During the week of 14-18 September the IU led a delegation of 15 UK universities to Ecuador and Peru. The delegation was organised with support from the UK Foreign & Commonwealth Office.
The objective of this visit was to present UK higher education as the 'partner of choice' in the delivery of education reform programmes which are without precedent in scale or ambition for either country. Ecuador will commit 2.16% of GDP to its higher education sector alone in 2015, while Peru - confronting a decades-long absence of the state from HE - is also correcting sustained underinvestment; expenditure in education (primary, secondary and tertiary combined) and will hit a record high of 3.5% of GDP in 2015, with a target to increase this to 6.0% of GDP by 2030.
The UK delegation included the Vice-Chancellors of the universities of Greenwich, Reading and Abertay, as well as Pro-Vice-Chancellors and other senior representatives of Nottingham, UEA, Leicester, Heriot-Watt, Anglia Ruskin, Newcastle, Brunel, Goldsmiths, Lancaster, St Mary's Twickenham and Southampton. The delegation was led by Professor Colin Grant, Pro-Vice-Chancellor (Internationalisation) of the University of Bath, and Chair of the IU's Latin America Community of Practice. The range of UK institutions, each with its own distinctive strengths, enabled us to make a compelling case to officials in Quito and Lima for governments to look beyond the world rankings when seeking UK partners. UK delegates had the opportunity to meet with over 30 highly regarded Peruvian and Ecuadorian universities during the week, as well as representatives from the private sector.
Teacher training, the effects of climate change on marine ecosystems, satellite remote sensing technologies, university-industry engagement, and other specialist areas too numerous to mention were among those which emerged from wide-ranging discussions - first at Quito's 3,000m elevation (which took its toll on some among our UK group), and latterly at less lofty heights in Lima.
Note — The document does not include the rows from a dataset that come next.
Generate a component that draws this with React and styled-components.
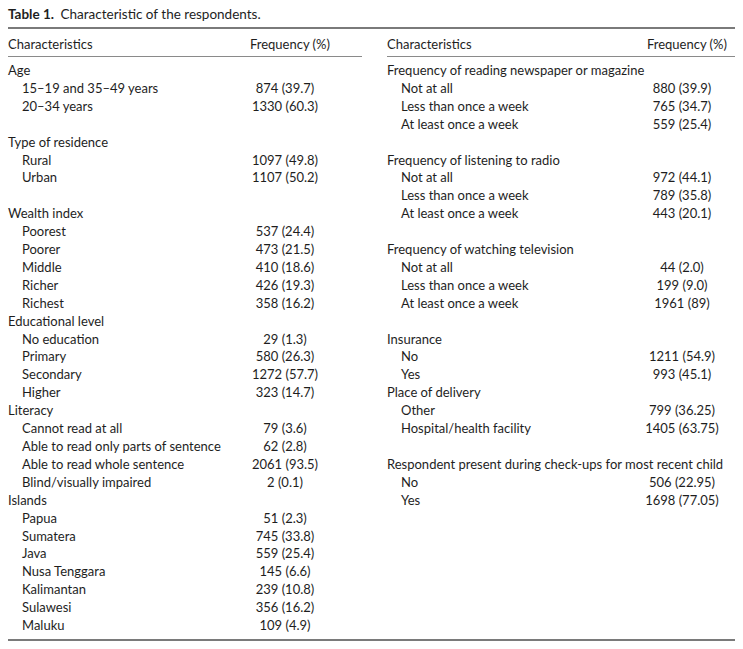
import styled, {createGlobalStyle} from 'styled-components';

const left = [
    {title: 'Age', items: [['15–19 and 35–49 years', '874 (39.7)'], ['20–34 years', '1330 (60.3)']], space: true},
    {title: 'Type of residence', items: [['Rural', '1097 (49.8)'], ['Urban', '1107 (50.2)']], space: true},
    {title: 'Wealth index', items: [['Poorest', '537 (24.4)'], ['Poorer', '473 (21.5)'], ['Middle', '410 (18.6)'], ['Richer', '426 (19.3)'], ['Richest', '358 (16.2)']]},
    {title: 'Educational level', items: [['No education', '29 (1.3)'], ['Primary', '580 (26.3)'], ['Secondary', '1272 (57.7)'], ['Higher', '323 (14.7)']]},
    {title: 'Literacy', items: [['Cannot read at all', '79 (3.6)'], ['Able to read only parts of sentence', '62 (2.8)'], ['Able to read whole sentence', '2061 (93.5)'], ['Blind/visually impaired', '2 (0.1)']]},
    {title: 'Islands', items: [['Papua', '51 (2.3)'], ['Sumatera', '745 (33.8)'], ['Java', '559 (25.4)'], ['Nusa Tenggara', '145 (6.6)'], ['Kalimantan', '239 (10.8)'], ['Sulawesi', '356 (16.2)'], ['Maluku', '109 (4.9)']]}
];

const right = [
    {title: 'Frequency of reading newspaper or magazine', items: [['Not at all', '880 (39.9)'], ['Less than once a week', '765 (34.7)'], ['At least once a week', '559 (25.4)']], space: true},
    {title: 'Frequency of listening to radio', items: [['Not at all', '972 (44.1)'], ['Less than once a week', '789 (35.8)'], ['At least once a week', '443 (20.1)']], space: true},
    {title: 'Frequency of watching television', items: [['Not at all', '44 (2.0)'], ['Less than once a week', '199 (9.0)'], ['At least once a week', '1961 (89)']], space: true},
    {title: 'Insurance', items: [['No', '1211 (54.9)'], ['Yes', '993 (45.1)']]},
    {title: 'Place of delivery', items: [['Other', '799 (36.25)'], ['Hospital/health facility', '1405 (63.75)']], space: true},
    {title: 'Respondent present during check-ups for most recent child', items: [['No', '506 (22.95)'], ['Yes', '1698 (77.05)']]}
];

function Half({groups, labelWidth}) {
    return (
        <Column>
            <Row $label={labelWidth} $head>
                <Label>Characteristics</Label>
                <HeadValue>Frequency (%)</HeadValue>
            </Row>
            <Body>
                {groups.map(g => (
                    <Group key={g.title} $space={g.space}>
                        <Heading>{g.title}</Heading>
                        {g.items.map(([name, value]) => (
                            <Row key={name} $label={labelWidth}>
                                <Label $indent>{name}</Label>
                                <Value>{value}</Value>
                            </Row>
                        ))}
                    </Group>
                ))}
            </Body>
        </Column>
    );
}

export default function App() {
    return (
        <Page>
            <Global/>
            <Title><strong>Table 1.</strong> Characteristic of the respondents.</Title>
            <Table>
                <Half groups={left} labelWidth={232}/>
                <Half groups={right} labelWidth={250}/>
            </Table>
        </Page>
    );
}

const Global = createGlobalStyle`
    body {
        margin: 0;
        background: #fff;
        color: #1e1e1e;
        font-family: Lato, 'Open Sans', sans-serif;
    }
`;

const Page = styled.div`
    width: 743px;
    padding: 4px 8px 0;
    box-sizing: border-box;
`;

const Title = styled.div`
    font-size: 13.5px;
    line-height: 20px;
    margin-bottom: 3px;

    strong {
        font-weight: 700;
        margin-right: 3px;
    }
`;

const Table = styled.div`
    display: grid;
    grid-template-columns: 354px 348px;
    column-gap: 25px;
    border-top: 2px solid #7a7a7a;
    border-bottom: 2px solid #7a7a7a;
    padding-bottom: 4px;
    font-size: 13px;
`;

const Column = styled.div`
    display: flex;
    flex-direction: column;
`;

const Body = styled.div`
    padding-top: 5px;
`;

const Group = styled.div`
    padding-bottom: ${p => p.$space ? '17.9px' : '0'};
`;

const Row = styled.div`
    display: grid;
    grid-template-columns: ${p => p.$label}px 90px;
    line-height: ${p => p.$head ? '18px' : '17.9px'};
    padding: ${p => p.$head ? '6px 0 3px' : '0'};
    border-bottom: ${p => p.$head ? '1px solid #8a8a8a' : 'none'};
`;

const Heading = styled.div`
    line-height: 17.9px;
    white-space: nowrap;
`;

const Label = styled.span`
    padding-left: ${p => p.$indent ? '14px' : '0'};
    white-space: nowrap;
`;

const Value = styled.span`
    text-align: center;
    white-space: nowrap;
`;

const HeadValue = styled.span`
    text-align: right;
    white-space: nowrap;
`;
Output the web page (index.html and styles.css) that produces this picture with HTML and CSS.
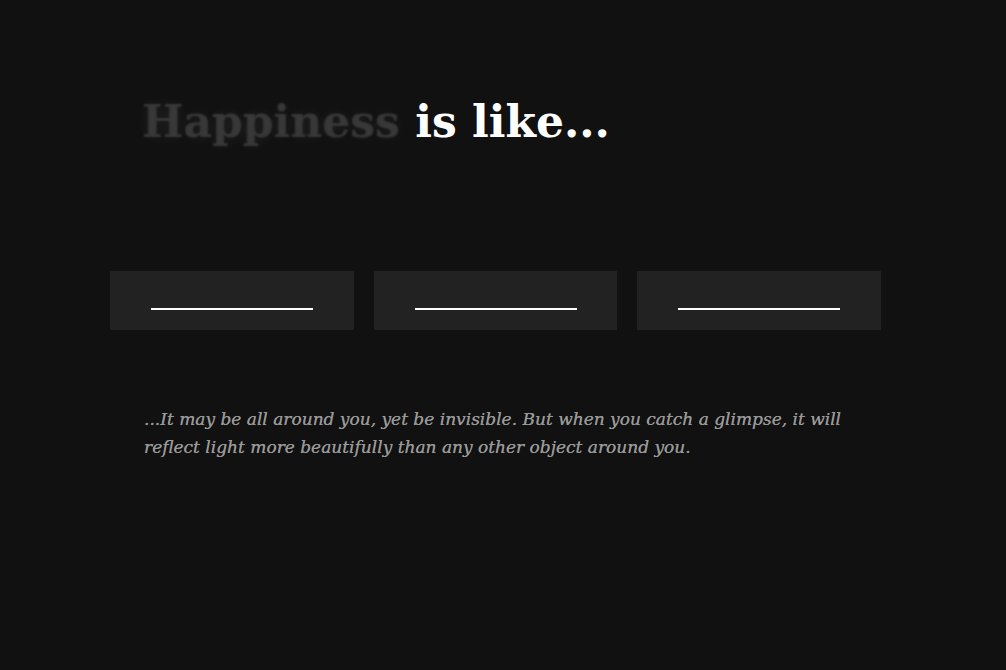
FILE: index.html
```html
<!DOCTYPE html>
<html>
<head>
<meta charset="utf-8">
<link rel="stylesheet" href="styles.css">
</head>
<body>
<main class="page">
  <h1 class="title"><span class="ghost">Happiness</span> is like...</h1>
  <div class="blanks">
    <div class="blank"><span class="line"></span></div>
    <div class="blank"><span class="line"></span></div>
    <div class="blank"><span class="line"></span></div>
  </div>
  <p class="quote">...It may be all around you, yet be invisible. But when you catch a glimpse, it will reflect light more beautifully than any other object around you.</p>
</main>
</body>
</html>
```
FILE: styles.css
```css
html, body {
  margin: 0;
  padding: 0;
  background: #111111;
  height: 100%;
}
.page {
  padding: 0 125px 0 110px;
  font-family: "DejaVu Serif", "Liberation Serif", serif;
}
.title {
  margin: 0;
  padding: 94px 0 0 32px;
  height: 271px;
  box-sizing: border-box;
  font-size: 44px;
  line-height: 56px;
  font-weight: bold;
  color: #ffffff;
}
.ghost {
  color: transparent;
  text-shadow: 0 0 2px rgba(60,60,60,0.9), 0 0 14px rgba(255,255,255,0.06), 0 0 26px rgba(255,255,255,0.05);
}
.blanks {
  display: flex;
  gap: 20px;
}
.blank {
  flex: 1;
  height: 59px;
  background: #222222;
  display: flex;
  justify-content: center;
  padding-top: 37px;
  box-sizing: border-box;
}
.line {
  display: block;
  width: 162px;
  height: 2px;
  background: #ffffff;
}
.quote {
  margin: 75px 0 0 34px;
  font-style: italic;
  font-size: 17px;
  line-height: 28px;
  color: #999999;
  text-shadow: 0 0 0.4px #999999;
}
```
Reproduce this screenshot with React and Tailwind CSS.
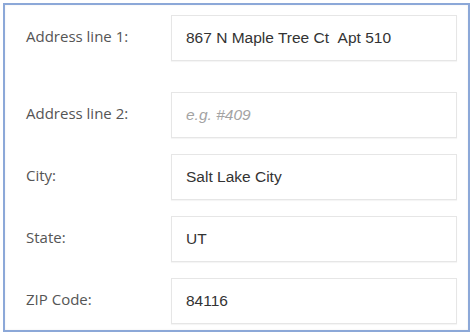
import React from "react";

const rows = [
  { label: "Address line 1:", value: "867 N Maple Tree Ct\u00a0\u00a0Apt 510", mt: "mt-0" },
  { label: "Address line 2:", placeholder: "e.g. #409", mt: "mt-[31px]" },
  { label: "City:", value: "Salt Lake City", mt: "mt-4" },
  { label: "State:", value: "UT", mt: "mt-4" },
  { label: "ZIP Code:", value: "84116", mt: "mt-4" },
];

export default function App() {
  return (
    <main className="w-[474px] h-[336px] bg-white p-[3px]">
      {/* framed form */}
      <div className="w-[467px] h-[329px] border-2 border-[#8ca8d8] pt-[10px] pl-[21px] shadow-[inset_0_0_2px_rgba(0,0,0,0.08)]">
        {rows.map((r) => (
          <div key={r.label} className={`flex items-center ${r.mt}`}>
            <label className="w-[145px] -mt-[3px] text-[15px] text-[#555] font-['Open_Sans',sans-serif]">
              {r.label}
            </label>
            <div className="w-[286px] h-[46px] border border-[#e6e6e6] bg-white flex items-center pl-[14px] shadow-[0_1px_1px_rgba(0,0,0,0.04)] font-['Liberation_Sans',Arial,sans-serif] text-[15.5px]">
              {r.value ? (
                <span className="text-[#333]">{r.value}</span>
              ) : (
                <span className="italic text-[#a3a3a3]">{r.placeholder}</span>
              )}
            </div>
          </div>
        ))}
      </div>
    </main>
  );
}
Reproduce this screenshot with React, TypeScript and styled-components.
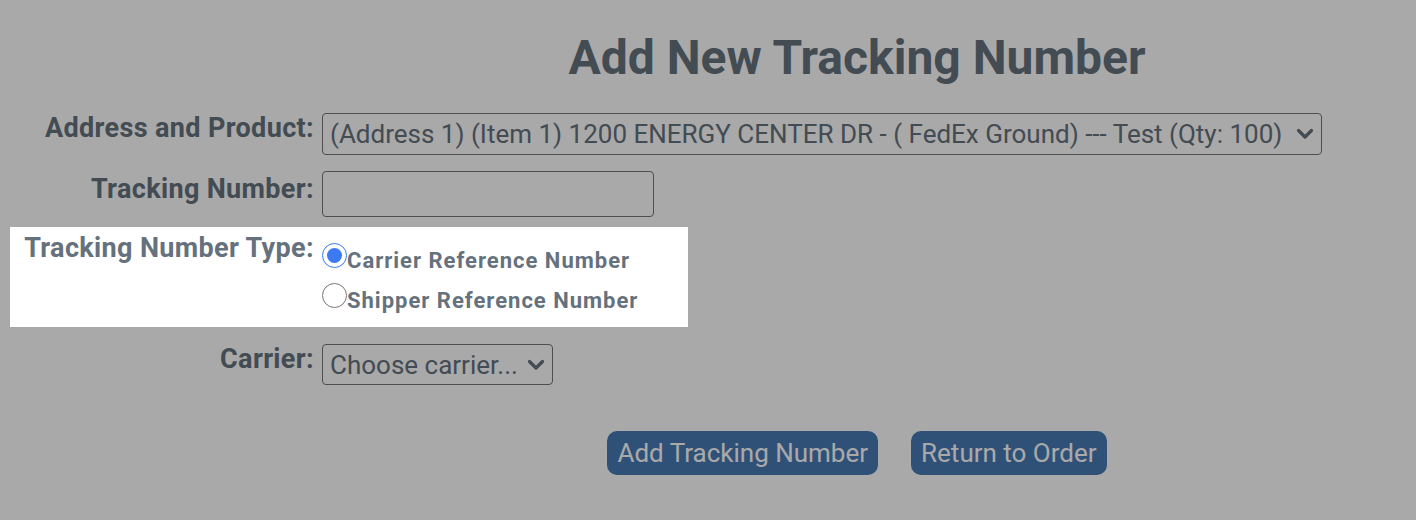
import React from 'react'
import styled, { createGlobalStyle } from 'styled-components'

const GlobalStyle = createGlobalStyle`
  body {
    margin: 0;
    background: #ffffff;
    font-family: Roboto, "Liberation Sans", sans-serif;
    color: #65717d;
  }
`

const Page = styled.div`
  width: 1416px;
  height: 520px;
  overflow: hidden;
  padding: 0 24px 0 10px;
  box-sizing: border-box;
`

const TitleRow = styled.div`
  display: flex;
  padding: 28px 0 0 312px;
`

const Title = styled.h1`
  flex: 1;
  margin: 0 0 17px;
  text-align: center;
  font-size: 48px;
  font-weight: 700;
  line-height: 60px;
  color: #65717d;
`

const Row = styled.div<{ $highlight?: boolean }>`
  display: flex;
  align-items: flex-start;
  gap: 8px;
  padding: 8px 0 8px 12px;
  ${(p) =>
    p.$highlight &&
    `
    width: fit-content;
    margin: 2px 0 9px;
    padding: 6px 50px 6px 12px;
    position: relative;
    z-index: 10;
    background: #ffffff;
    box-shadow: 0 0 0 3000px rgba(0, 0, 0, 0.337);
  `}
`

const Label = styled.label<{ $offset?: number }>`
  width: 292px;
  flex: none;
  display: flex;
  justify-content: flex-end;
  white-space: nowrap;
  font-size: 27px;
  font-weight: 700;
  letter-spacing: 0.35px;
  line-height: 30px;
  padding-top: ${(p) => p.$offset ?? 0}px;
  color: #65717d;
`

const SelectWrap = styled.div<{ $width: number }>`
  position: relative;
  width: ${(p) => p.$width}px;
`

const Select = styled.select<{ $height: number }>`
  appearance: none;
  width: 100%;
  height: ${(p) => p.$height}px;
  box-sizing: border-box;
  border: 1px solid #767676;
  border-radius: 4px;
  background: #ffffff;
  font-family: Roboto, "Liberation Sans", sans-serif;
  font-size: 26px;
  color: #65717d;
  padding: 0 36px 0 7px;
`

const Chevron = styled.svg`
  position: absolute;
  right: 8px;
  top: 50%;
  width: 18px;
  height: 12px;
  margin-top: -6px;
  pointer-events: none;
`

const TextInput = styled.input`
  width: 332px;
  height: 46px;
  box-sizing: border-box;
  border: 1px solid #767676;
  border-radius: 4px;
  background: #ffffff;
  font-family: Roboto, "Liberation Sans", sans-serif;
  font-size: 26px;
`

const RadioList = styled.div`
  padding-top: 8px;
`

const RadioOption = styled.label`
  display: block;
  font-size: 22px;
  font-weight: 700;
  letter-spacing: 1px;
  line-height: 40px;
  white-space: nowrap;
  color: #65717d;
`

const Radio = styled.input`
  width: 25px;
  height: 25px;
  margin: 0;
  vertical-align: baseline;
  accent-color: #3b7af3;
`

const Actions = styled.div`
  display: flex;
  justify-content: center;
  gap: 33px;
  padding: 38px 0 0 312px;
`

const Button = styled.button`
  height: 44px;
  padding: 0 10px;
  border: none;
  border-radius: 10px;
  background: #477ab6;
  color: #ffffff;
  font-family: Roboto, "Liberation Sans", sans-serif;
  font-size: 26px;
`

function SelectBox({ width, height, children }: { width: number; height: number; children: React.ReactNode }) {
  return (
    <SelectWrap $width={width}>
      <Select $height={height}>{children}</Select>
      <Chevron viewBox="0 0 18 12">
        <path d="M2.5 2.5 L9 9 L15.5 2.5" fill="none" stroke="#65717d" strokeWidth="3.2" strokeLinecap="round" strokeLinejoin="round" />
      </Chevron>
    </SelectWrap>
  )
}

export default function App() {
  return (
    <>
      <GlobalStyle />
      <Page>
        <TitleRow>
          <Title>Add New Tracking Number</Title>
        </TitleRow>
        <Row>
          <Label>Address and Product:</Label>
          <SelectBox width={1000} height={42}>
            <option>(Address 1) (Item 1) 1200 ENERGY CENTER DR - ( FedEx Ground) --- Test (Qty: 100)</option>
          </SelectBox>
        </Row>
        <Row>
          <Label $offset={3}>Tracking Number:</Label>
          <TextInput type="text" />
        </Row>
        <Row $highlight>
          <Label>Tracking Number Type:</Label>
          <RadioList>
            <RadioOption>
              <Radio type="radio" name="type" defaultChecked />
              Carrier Reference Number
            </RadioOption>
            <RadioOption>
              <Radio type="radio" name="type" />
              Shipper Reference Number
            </RadioOption>
          </RadioList>
        </Row>
        <Row>
          <Label>Carrier:</Label>
          <SelectBox width={231} height={41}>
            <option>Choose carrier...</option>
          </SelectBox>
        </Row>
        <Actions>
          <Button>Add Tracking Number</Button>
          <Button>Return to Order</Button>
        </Actions>
      </Page>
    </>
  )
}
A plethora of new national initiatives encompassing -- SME competitiveness (Peru), the transformation of mental health treatment (Ecuador), and English language learning in public schools (both), made for rich conversations with over a dozen government ministers and vice-ministers across the five day programme.
Officials in both countries recognise that international cooperation will be essential in the achievement of a stronger domestic research base, and particularly in the training of a critical mass of PhD-qualified staff (both countries have a very low proportion of PhD-qualified academics and researchers and have set targets to increase this).
Training of postgraduates in the UK will help to boost research cooperation in the medium term, and the IU will be supporting this directly through a new programme agreed with the national Peruvian scholarship agency PRONABEC - to support Peruvian applicants wishing to pursue Masters and PhD study in the UK. We celebrated the launch of this fully-funded scholarship scheme at a reception hosted by the British Ambassador in Peru during our mission, and held operational meetings with agency staff to agree next steps. IU staff will attend the PRONABEC fair in Lima which takes place at the end of October 2015 to promote the new student support service.
The IU is a small team and we focus our efforts where we believe we can add the greatest value, particularly in those locations where UK higher education is less well represented, or remains poorly understood. Working with colleagues operating on the ground - including FCO, UKTI, British Council, and our counterpart organisations overseas - we see particular value in helping UK institutions to build contact networks, and knowledge of the local context, where this does not already exist.
Our focus on Ecuador and Peru forms part of a wider commitment by the International Unit to work to strengthen links between UK universities and Latin America. Currently the region accounts for 6% of the world's globally mobile students, but only 1% of international students in the UK. Institutional partnerships are growing - especially in countries such as Brazil, Mexico, Chile and Colombia - but remain comparatively underdeveloped across the piece. As we were keen to point out during this mission, on average the UK represents a cheaper study destination than the USA (a popular choice for Latin American students considering overseas study), our research impact is greater, and independent evidence confirms that we are among the highest performing sectors for university-business links in the world.
We hope that this IU delegation, and the resulting follow-up, will play a part in transforming the UK HE sector's relationship with Ecuador and Peru - helping our universities to be more visible, better understood, and committed 'partners of choice' for both countries as they continue on a path of educational transformation. We welcome interest from across the UK HE sector in supporting our work with Ecuador and Peru during the months ahead.